Monday, October 19, 2015 - 4:15pm
Location: 
Spilker 232

Raphael van Laer, Photonic Research Group, Ghent University, Belgium

 

The century-old study of photon-phonon coupling has seen unprecedented activity in the last decade. Driven by early observations of dynamical back-action, the field of cavity optomechanics advanced to ground-state cooling of mesoscopic mechanical oscillators and the counting of individual phonons. Circuit optomechanics, by contrast, exploits wideband photonic-phononic waveguides – in which light and sound can be interconverted, mixed and routed non-locally. Rapid progress is currently made on integrated silicon waveguides, where nanoscale optoacoustic confinement drastically enhances the interaction efficiency.
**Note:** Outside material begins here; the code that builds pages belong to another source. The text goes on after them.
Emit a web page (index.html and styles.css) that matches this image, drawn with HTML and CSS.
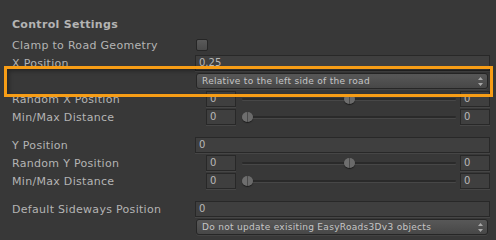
FILE: index.html
```html
<!DOCTYPE html>
<html lang="en">
  <head>
    <meta charset="UTF-8" />
    <title>Control Settings</title>
    <link rel="stylesheet" href="styles.css">
  </head>
  <body>
    <div class="inspector">
      <div class="section-title">Control Settings</div>

      <div class="row">
        <div class="label">Clamp to Road Geometry</div>
        <div class="value"><span class="checkbox"></span></div>
      </div>

      <div class="row">
        <div class="label">X Position</div>
        <div class="value"><div class="field">0.25</div></div>
      </div>

      <div class="row">
        <div class="label"></div>
        <div class="value">
          <div class="popup">
            <span>Relative to the left side of the road</span>
            <svg class="popup-arrows" width="5" height="9" viewBox="0 0 5 9">
              <path d="M2.5 0 L5 3 L0 3 Z M0 6 L5 6 L2.5 9 Z" fill="#a8a8a8" />
            </svg>
          </div>
        </div>
      </div>

      <div class="row">
        <div class="label">Random X Position</div>
        <div class="value minmax">
          <div class="field small">0</div>
          <div class="slider">
            <div class="track"></div>
            <div class="thumb" style="left: 47.5%"></div>
          </div>
          <div class="field small">0</div>
        </div>
      </div>

      <div class="row">
        <div class="label">Min/Max Distance</div>
        <div class="value minmax">
          <div class="field small">0</div>
          <div class="slider">
            <div class="track"></div>
            <div class="thumb" style="left: 0%"></div>
          </div>
          <div class="field small">0</div>
        </div>
      </div>

      <div class="row spaced">
        <div class="label">Y Position</div>
        <div class="value"><div class="field">0</div></div>
      </div>

      <div class="row">
        <div class="label">Random Y Position</div>
        <div class="value minmax">
          <div class="field small">0</div>
          <div class="slider">
            <div class="track"></div>
            <div class="thumb" style="left: 47.5%"></div>
          </div>
          <div class="field small">0</div>
        </div>
      </div>

      <div class="row">
        <div class="label">Min/Max Distance</div>
        <div class="value minmax">
          <div class="field small">0</div>
          <div class="slider">
            <div class="track"></div>
            <div class="thumb" style="left: 0%"></div>
          </div>
          <div class="field small">0</div>
        </div>
      </div>

      <div class="row spaced">
        <div class="label">Default Sideways Position</div>
        <div class="value"><div class="field">0</div></div>
      </div>

      <div class="row">
        <div class="label"></div>
        <div class="value">
          <div class="popup">
            <span>Do not update exisiting EasyRoads3Dv3 objects</span>
            <svg class="popup-arrows" width="5" height="9" viewBox="0 0 5 9">
              <path d="M2.5 0 L5 3 L0 3 Z M0 6 L5 6 L2.5 9 Z" fill="#a8a8a8" />
            </svg>
          </div>
        </div>
      </div>

      <!-- tutorial highlight over the position mode popup -->
      <div class="highlight"></div>
    </div>
  </body>
</html>
```

FILE: styles.css
```css
body {
  margin: 0;
  padding: 0;
  background: #383838;
  font-family: "DejaVu Sans", Verdana, sans-serif;
  font-size: 11px;
  letter-spacing: 0.3px;
  color: #b4b4b4;
}

.inspector {
  position: relative;
  width: 496px;
  height: 240px;
  padding: 16px 6px 0 12px;
  box-sizing: border-box;
}

.section-title {
  height: 18px;
  line-height: 18px;
  font-weight: bold;
  margin-bottom: 2px;
}

.row {
  display: flex;
  align-items: center;
  height: 18px;
}

.row.spaced {
  margin-top: 10px;
}

.label {
  width: 183px;
  flex-shrink: 0;
  white-space: nowrap;
}

.value {
  flex: 1;
  display: flex;
  align-items: center;
}

.checkbox {
  display: inline-block;
  width: 10px;
  height: 10px;
  margin-left: 1px;
  border: 1px solid #262626;
  border-radius: 2px;
  background: linear-gradient(#5a5a5a, #4a4a4a);
}

.field {
  flex: 1;
  height: 14px;
  line-height: 14px;
  padding: 0 3px;
  background: #3f3f3f;
  border: 1px solid #282828;
  box-shadow: 0 1px 0 rgba(255, 255, 255, 0.07);
  font-size: 10px;
  letter-spacing: 0;
  color: #b8b8b8;
}

.field.small {
  flex: 0 0 22px;
}

.minmax {
  padding-left: 11px;
}

.slider {
  position: relative;
  flex: 1;
  height: 14px;
  margin: 0 4px 0 6px;
}

.track {
  position: absolute;
  left: 0;
  right: 0;
  top: 6px;
  height: 2px;
  background: #2a2a2a;
  border-radius: 1px;
  box-shadow: 0 1px 0 rgba(255, 255, 255, 0.08);
}

.thumb {
  position: absolute;
  top: 2px;
  width: 11px;
  height: 10px;
  border-radius: 50%;
  background: linear-gradient(90deg, #6e6e6e 0, #6e6e6e 45%, #4a4a4a 45%, #4a4a4a 55%, #6a6a6a 55%);
  box-shadow: 0 1px 1px rgba(0, 0, 0, 0.5);
}

.popup {
  flex: 1;
  display: flex;
  justify-content: space-between;
  align-items: center;
  height: 14px;
  margin: 0 2px 0 1px;
  padding: 0 5px;
  border: 1px solid #262626;
  border-radius: 3px;
  background: linear-gradient(#585858, #474747);
  box-shadow: 0 1px 0 rgba(255, 255, 255, 0.06);
  font-size: 9px;
  letter-spacing: 0.3px;
  color: #c6c6c6;
  white-space: nowrap;
}

.popup-arrows {
  flex-shrink: 0;
  margin-right: -1px;
}

.highlight {
  position: absolute;
  left: 4px;
  top: 66px;
  width: 483px;
  height: 25px;
  border: 3px solid #f79d16;
  box-shadow: inset 2px 2px 4px rgba(0, 0, 0, 0.35);
  pointer-events: none;
}
```
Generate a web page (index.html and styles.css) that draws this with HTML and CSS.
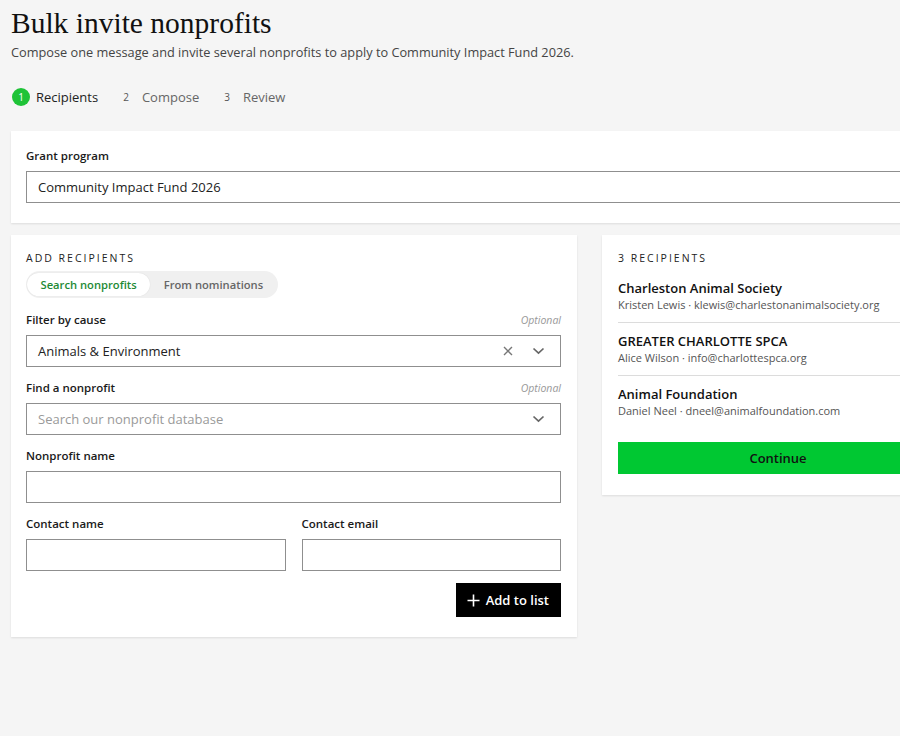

This talk focuses on silicon chips for traveling-wave optomechanics – at the same time exploring analogies with systems such as cold atom clouds, plasmonic Raman cavities and dual-web fibers.

 
Dr. Raphael Van Laer is a PhD researcher, advised by Profs. Roel Baets and Dries Van Thourhout, in the Photonics Research Group at Ghent University – imec. He received the MSc degree in Engineering Physics from Ghent University in 2011. He studied physics at the Royal Institute of Technology (KTH) in Sweden in 2009 and was a visiting scholar in the Gaeta Group at Cornell University in 2011. His current research centers on the development of integrated phonon circuits. Last year, he discovered strong traveling-wave photon-phonon interaction in silicon nanowires. He aims to improve the optoacoustic properties of these nanowires by another order of magnitude.